Malgré l’influence que les grands propriétaires exercent sur les conseils du gouvernement, il est difficile, lorsqu’on cherche à se représenter ce que sera l’avenir économique de l’Allemagne, de méconnaître l’importance de plus en plus grande que devront prendre son exportation industrielle et son importation de matières premières[1]. Déjà le pays importe un cinquième du froment et un septième des céréales qu’il consomme. Néanmoins la consommation par tête est encore inférieure à ce qu’elle est dans d’autres contrées, si bien qu’un abaissement ou une suppression de droits en amènerait probablement l’augmentation. Les hommes d’Etat se posent à ce sujet trois problèmes : l’Allemagne doit-elle supprimer les droits sur les produits agricoles sans demander aucune réciprocité, ou se servir de leur suppression ou de leur abaissement comme d’une arme dans la négociation de traités de commerce ? En second lieu, supprimer ou abaisser ces droits équivaut-il à sacrifier l’agriculture ? Enfin, cette politique de dégrèvement amènerait-elle une diminution de salaires qui résulterait de la vie à meilleur marché ? Est-ce sur des salaires bas que le pays devrait compter pour être plus apte à lutter contre l’étranger ?

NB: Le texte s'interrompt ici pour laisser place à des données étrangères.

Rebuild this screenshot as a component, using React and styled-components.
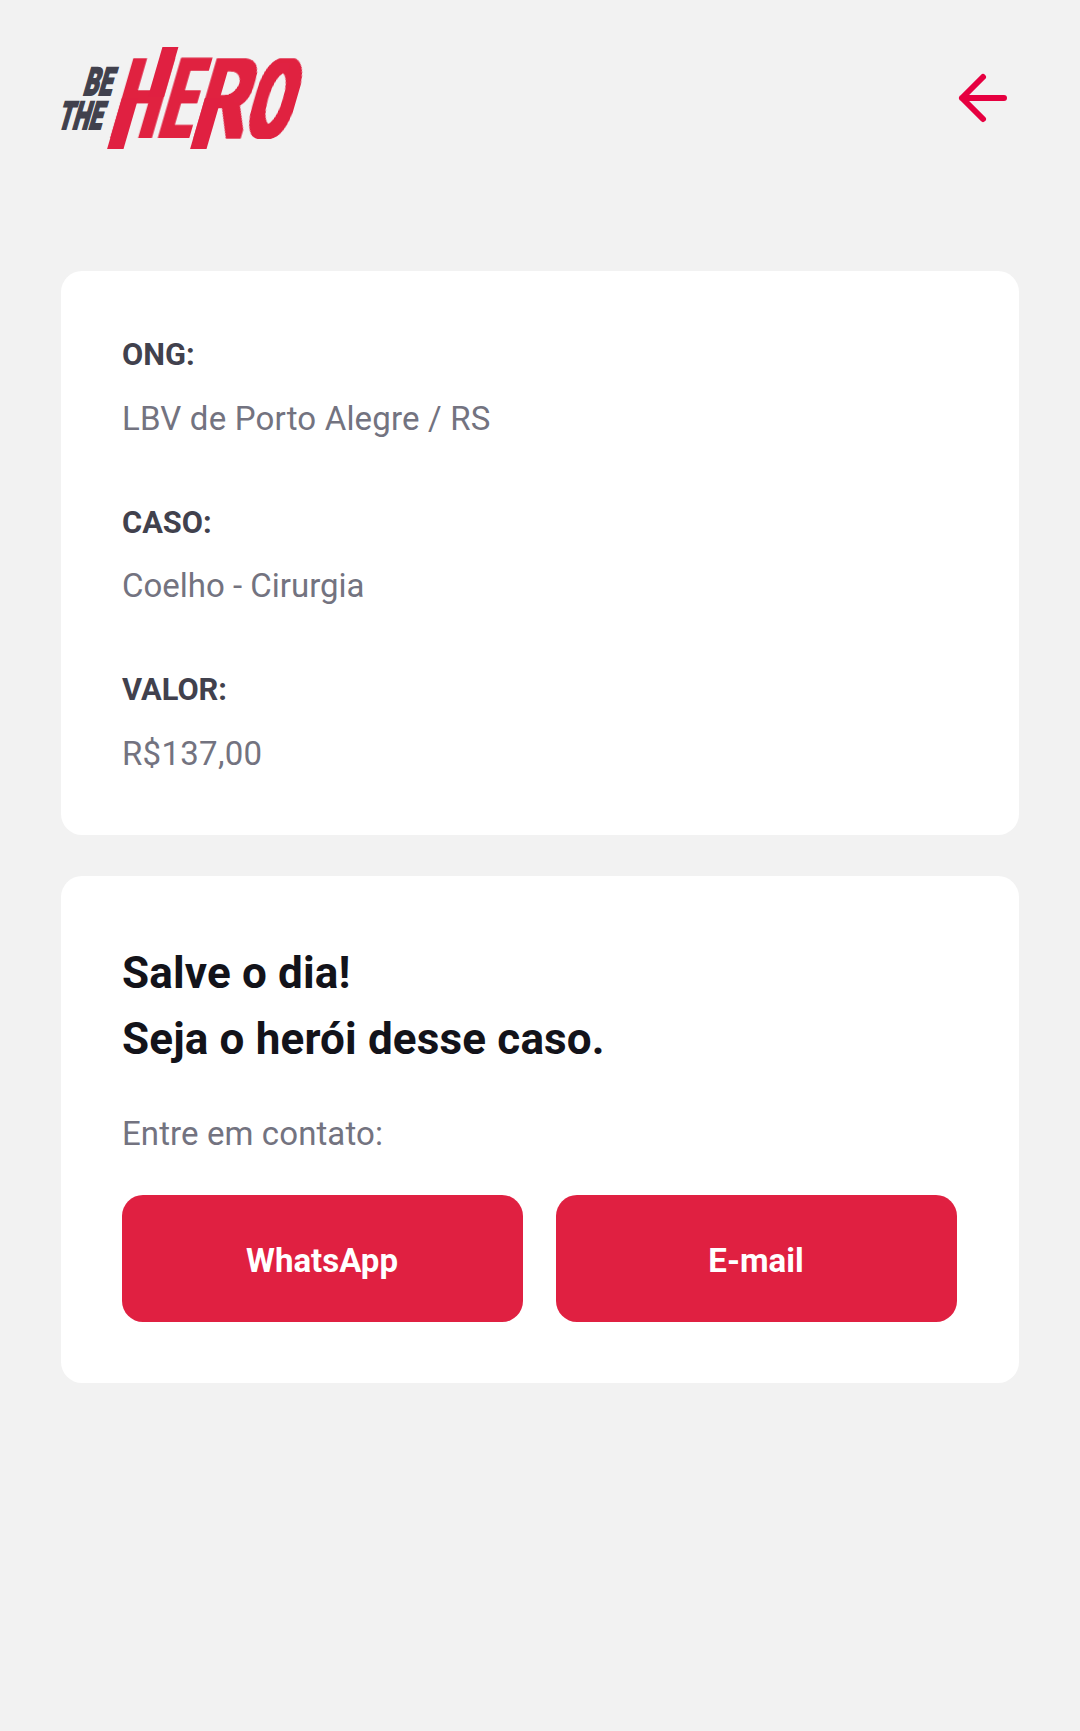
import React from "react";
import styled, { createGlobalStyle } from "styled-components";

const GlobalStyle = createGlobalStyle`
  *, *::before, *::after { box-sizing: border-box; }
  body {
    margin: 0;
    background: #f2f2f2;
    font-family: Roboto, "Liberation Sans", sans-serif;
  }
`;

const Screen = styled.main`
  min-height: 1731px;
  padding: 47px 61px 0;
  background: #f2f2f2;
`;

const Header = styled.header`
  display: flex;
  align-items: center;
  justify-content: space-between;
  height: 102px;
  margin-bottom: 122px;
`;

const LogoSvg = styled.svg`
  display: block;
  width: 242px;
  height: 102px;
  overflow: visible;
  font-family: Roboto, sans-serif;
`;

const BackButton = styled.button`
  display: flex;
  padding: 0;
  border: 0;
  background: none;
  color: #e60040;
`;

const Card = styled.section`
  padding: ${(p) => p.$top || 61}px 62px 61px 61px;
  border-radius: 21px;
  background: #fff;

  & + & { margin-top: 41px; }
`;

const Details = styled.dl`
  display: flex;
  flex-direction: column;
  gap: 61.9px;
  margin: 0;
  padding-bottom: 1.1px;
`;

const Label = styled.dt`
  font-size: 30.8px;
  line-height: 45px;
  font-weight: 700;
  color: #41414d;
`;

const Value = styled.dd`
  margin: 21.7px 0 0;
  font-size: 33px;
  line-height: 39px;
  letter-spacing: ${(p) => p.$tracking}px;
  color: #737380;
`;

const Title = styled.h1`
  margin: 0;
  font-size: 44px;
  line-height: 66px;
  font-weight: 700;
  letter-spacing: 0.16px;
  color: #13131a;
`;

const Hint = styled.p`
  margin: 42px 0;
  font-size: 33px;
  line-height: 39px;
  letter-spacing: 0.1px;
  color: #737380;
`;

const Actions = styled.div`
  display: grid;
  grid-template-columns: 1fr 1fr;
  gap: 33px;
`;

const Action = styled.button`
  height: 127px;
  padding: 4px 1px 0 0;
  border: 0;
  border-radius: 21px;
  background: #e02041;
  color: #fff;
  font-family: inherit;
  font-size: 33px;
  font-weight: 700;
`;

const heroLetters = [
  { letter: "H", x: -0.4, stretch: 0.595, rise: 1 },
  { letter: "E", x: 48.3, stretch: 0.48, rise: 1 },
  { letter: "R", x: 82, stretch: 0.73, rise: 1 },
  { letter: "O", x: 134.3, stretch: 0.575, rise: 0.985 },
];

function Logo() {
  return (
    <LogoSvg viewBox="0 0 242 102" role="img" aria-label="Be The Hero">
      <defs>
        <filter id="heavy" x="-10%" y="-10%" width="120%" height="120%">
          <feComponentTransfer>
            <feFuncA type="linear" slope="1.4" />
          </feComponentTransfer>
          <feMorphology operator="dilate" radius="5 4" />
        </filter>
      </defs>
      <g fill="#41414d" stroke="#41414d" strokeWidth="1.8" fontSize="38.6" fontWeight="900">
        <text transform="translate(21.3 48) skewX(-16.2) scale(.61 1)">BE</text>
        <text transform="translate(-4.2 82) skewX(-16.2) scale(.6 1)">THE</text>
      </g>
      <g fill="#e02041" transform="translate(49.3 91) skewX(-16.2)">
        <g filter="url(#heavy)" fontSize="100.8" fontWeight="300">
          {heroLetters.map(({ letter, x, stretch, rise }) => (
            <text key={letter} transform={`translate(${x} ${-3 - rise}) scale(${stretch} ${rise})`}>{letter}</text>
          ))}
        </g>
        <rect x="0" y="-40" width="16.4" height="51" />
        <rect x="25.7" y="-91" width="16" height="50" />
        <rect x="83" y="-40" width="16.4" height="51" />
      </g>
    </LogoSvg>
  );
}

function BackArrow() {
  return (
    <svg width="72" height="72" viewBox="0 0 24 24" fill="none" stroke="currentColor" strokeWidth="2" strokeLinecap="round" strokeLinejoin="round">
      <path d="M19 12H5M12 19l-7-7 7-7" />
    </svg>
  );
}

const incident = [
  { label: "ONG:", value: "LBV de Porto Alegre / RS", tracking: 0.18 },
  { label: "CASO:", value: "Coelho - Cirurgia", tracking: 0 },
  { label: "VALOR:", value: "R$137,00", tracking: 0.28 },
];

export default function App() {
  return (
    <Screen>
      <GlobalStyle />
      <Header>
        <Logo />
        <BackButton aria-label="Voltar"><BackArrow /></BackButton>
      </Header>
      <Card>
        <Details>
          {incident.map(({ label, value, tracking }) => (
            <div key={label}>
              <Label>{label}</Label>
              <Value $tracking={tracking}>{value}</Value>
            </div>
          ))}
        </Details>
      </Card>
      <Card $top={64}>
        <Title>Salve o dia!<br />Seja o herói desse caso.</Title>
        <Hint>Entre em contato:</Hint>
        <Actions>
          <Action>WhatsApp</Action>
          <Action>E-mail</Action>
        </Actions>
      </Card>
    </Screen>
  );
}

La plupart des Allemands semblent d’accord pour penser qu’il y a lieu de n’accorder de réductions de droits sur les céréales qu’aux pays qui donnent en retour des facilités d’accès aux produits de l’industrie allemande, et c’est en effet des stipulations de cette nature que nous trouvons dans les traités en vigueur avec la Russie, l’Autriche-Hongrie, et les autres pays producteurs de céréales. D’autre part, s’il ne faut pas subordonner la politique

  1. Voir notre article, dans la Revue du 15 février dernier, sur l’Industrie allemande.